— START —
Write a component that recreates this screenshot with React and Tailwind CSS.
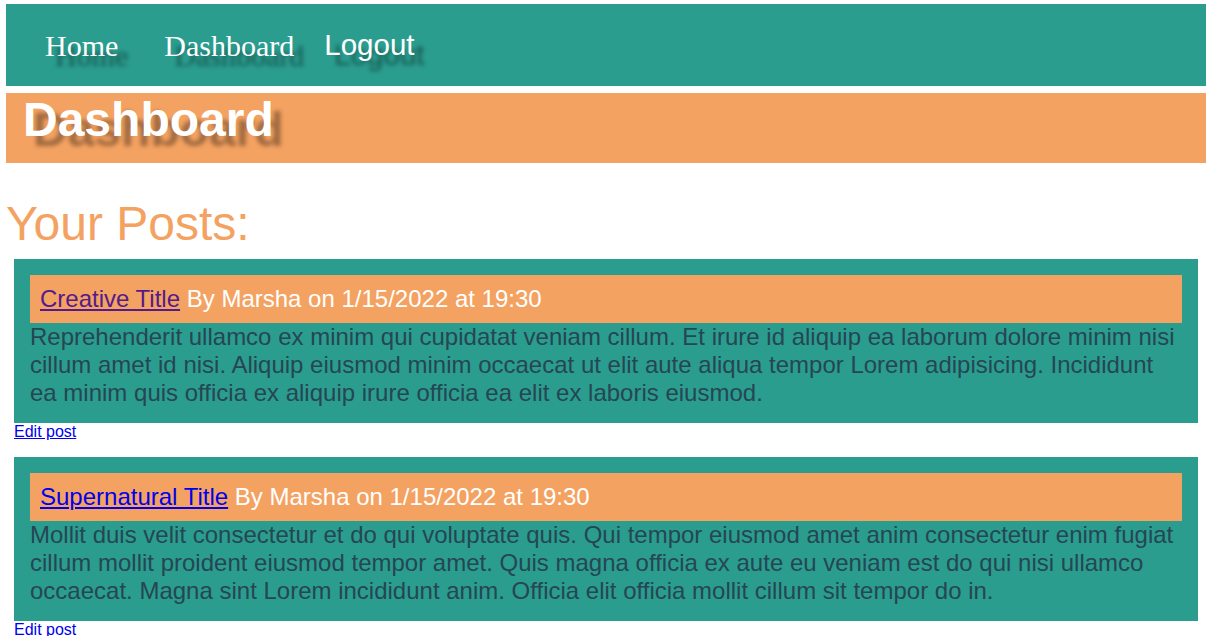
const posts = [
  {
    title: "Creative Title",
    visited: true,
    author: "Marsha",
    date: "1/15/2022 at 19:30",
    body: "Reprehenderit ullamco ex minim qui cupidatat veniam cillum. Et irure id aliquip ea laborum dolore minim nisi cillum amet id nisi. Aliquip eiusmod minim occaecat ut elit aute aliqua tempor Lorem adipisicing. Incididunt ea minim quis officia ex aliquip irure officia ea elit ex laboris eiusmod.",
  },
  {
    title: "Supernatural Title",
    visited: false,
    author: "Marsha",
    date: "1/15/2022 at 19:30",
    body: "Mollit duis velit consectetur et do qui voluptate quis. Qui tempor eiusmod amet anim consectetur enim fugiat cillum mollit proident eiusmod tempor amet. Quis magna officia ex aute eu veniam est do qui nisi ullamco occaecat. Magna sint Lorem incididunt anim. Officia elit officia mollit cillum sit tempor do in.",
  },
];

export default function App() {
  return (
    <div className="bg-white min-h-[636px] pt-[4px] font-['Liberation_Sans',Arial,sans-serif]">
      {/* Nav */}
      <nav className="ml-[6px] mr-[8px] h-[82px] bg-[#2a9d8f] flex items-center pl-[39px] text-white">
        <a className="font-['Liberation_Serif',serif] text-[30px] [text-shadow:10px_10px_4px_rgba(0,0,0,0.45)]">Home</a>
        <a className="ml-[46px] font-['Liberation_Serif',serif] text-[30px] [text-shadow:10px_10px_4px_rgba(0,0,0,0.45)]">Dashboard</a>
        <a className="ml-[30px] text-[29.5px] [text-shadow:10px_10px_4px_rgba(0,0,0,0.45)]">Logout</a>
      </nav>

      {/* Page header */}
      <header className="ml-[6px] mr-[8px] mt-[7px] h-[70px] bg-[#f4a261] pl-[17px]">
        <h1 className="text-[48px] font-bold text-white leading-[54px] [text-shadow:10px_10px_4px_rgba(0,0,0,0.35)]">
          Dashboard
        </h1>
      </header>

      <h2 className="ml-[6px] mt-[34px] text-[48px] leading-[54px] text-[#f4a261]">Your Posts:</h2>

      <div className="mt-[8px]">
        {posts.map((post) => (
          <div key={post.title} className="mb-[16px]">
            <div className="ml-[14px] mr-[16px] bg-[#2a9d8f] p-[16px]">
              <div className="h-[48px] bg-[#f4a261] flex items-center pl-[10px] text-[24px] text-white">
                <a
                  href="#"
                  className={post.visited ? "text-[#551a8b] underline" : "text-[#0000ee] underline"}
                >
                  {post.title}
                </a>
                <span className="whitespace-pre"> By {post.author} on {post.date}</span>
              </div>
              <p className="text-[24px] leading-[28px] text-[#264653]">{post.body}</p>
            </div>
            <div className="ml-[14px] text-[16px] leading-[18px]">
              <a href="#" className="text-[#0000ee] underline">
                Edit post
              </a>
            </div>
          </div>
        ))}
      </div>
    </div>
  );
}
— END —
## Task objective:
Repeat the listing above exactly, with no pictures.

## Response to the task:
Write a component that recreates this screenshot with React and Tailwind CSS.
const posts = [
  {
    title: "Creative Title",
    visited: true,
    author: "Marsha",
    date: "1/15/2022 at 19:30",
    body: "Reprehenderit ullamco ex minim qui cupidatat veniam cillum. Et irure id aliquip ea laborum dolore minim nisi cillum amet id nisi. Aliquip eiusmod minim occaecat ut elit aute aliqua tempor Lorem adipisicing. Incididunt ea minim quis officia ex aliquip irure officia ea elit ex laboris eiusmod.",
  },
  {
    title: "Supernatural Title",
    visited: false,
    author: "Marsha",
    date: "1/15/2022 at 19:30",
    body: "Mollit duis velit consectetur et do qui voluptate quis. Qui tempor eiusmod amet anim consectetur enim fugiat cillum mollit proident eiusmod tempor amet. Quis magna officia ex aute eu veniam est do qui nisi ullamco occaecat. Magna sint Lorem incididunt anim. Officia elit officia mollit cillum sit tempor do in.",
  },
];

export default function App() {
  return (
    <div className="bg-white min-h-[636px] pt-[4px] font-['Liberation_Sans',Arial,sans-serif]">
      {/* Nav */}
      <nav className="ml-[6px] mr-[8px] h-[82px] bg-[#2a9d8f] flex items-center pl-[39px] text-white">
        <a className="font-['Liberation_Serif',serif] text-[30px] [text-shadow:10px_10px_4px_rgba(0,0,0,0.45)]">Home</a>
        <a className="ml-[46px] font-['Liberation_Serif',serif] text-[30px] [text-shadow:10px_10px_4px_rgba(0,0,0,0.45)]">Dashboard</a>
        <a className="ml-[30px] text-[29.5px] [text-shadow:10px_10px_4px_rgba(0,0,0,0.45)]">Logout</a>
      </nav>

      {/* Page header */}
      <header className="ml-[6px] mr-[8px] mt-[7px] h-[70px] bg-[#f4a261] pl-[17px]">
        <h1 className="text-[48px] font-bold text-white leading-[54px] [text-shadow:10px_10px_4px_rgba(0,0,0,0.35)]">
          Dashboard
        </h1>
      </header>

      <h2 className="ml-[6px] mt-[34px] text-[48px] leading-[54px] text-[#f4a261]">Your Posts:</h2>

      <div className="mt-[8px]">
        {posts.map((post) => (
          <div key={post.title} className="mb-[16px]">
            <div className="ml-[14px] mr-[16px] bg-[#2a9d8f] p-[16px]">
              <div className="h-[48px] bg-[#f4a261] flex items-center pl-[10px] text-[24px] text-white">
                <a
                  href="#"
                  className={post.visited ? "text-[#551a8b] underline" : "text-[#0000ee] underline"}
                >
                  {post.title}
                </a>
                <span className="whitespace-pre"> By {post.author} on {post.date}</span>
              </div>
              <p className="text-[24px] leading-[28px] text-[#264653]">{post.body}</p>
            </div>
            <div className="ml-[14px] text-[16px] leading-[18px]">
              <a href="#" className="text-[#0000ee] underline">
                Edit post
              </a>
            </div>
          </div>
        ))}
      </div>
    </div>
  );
}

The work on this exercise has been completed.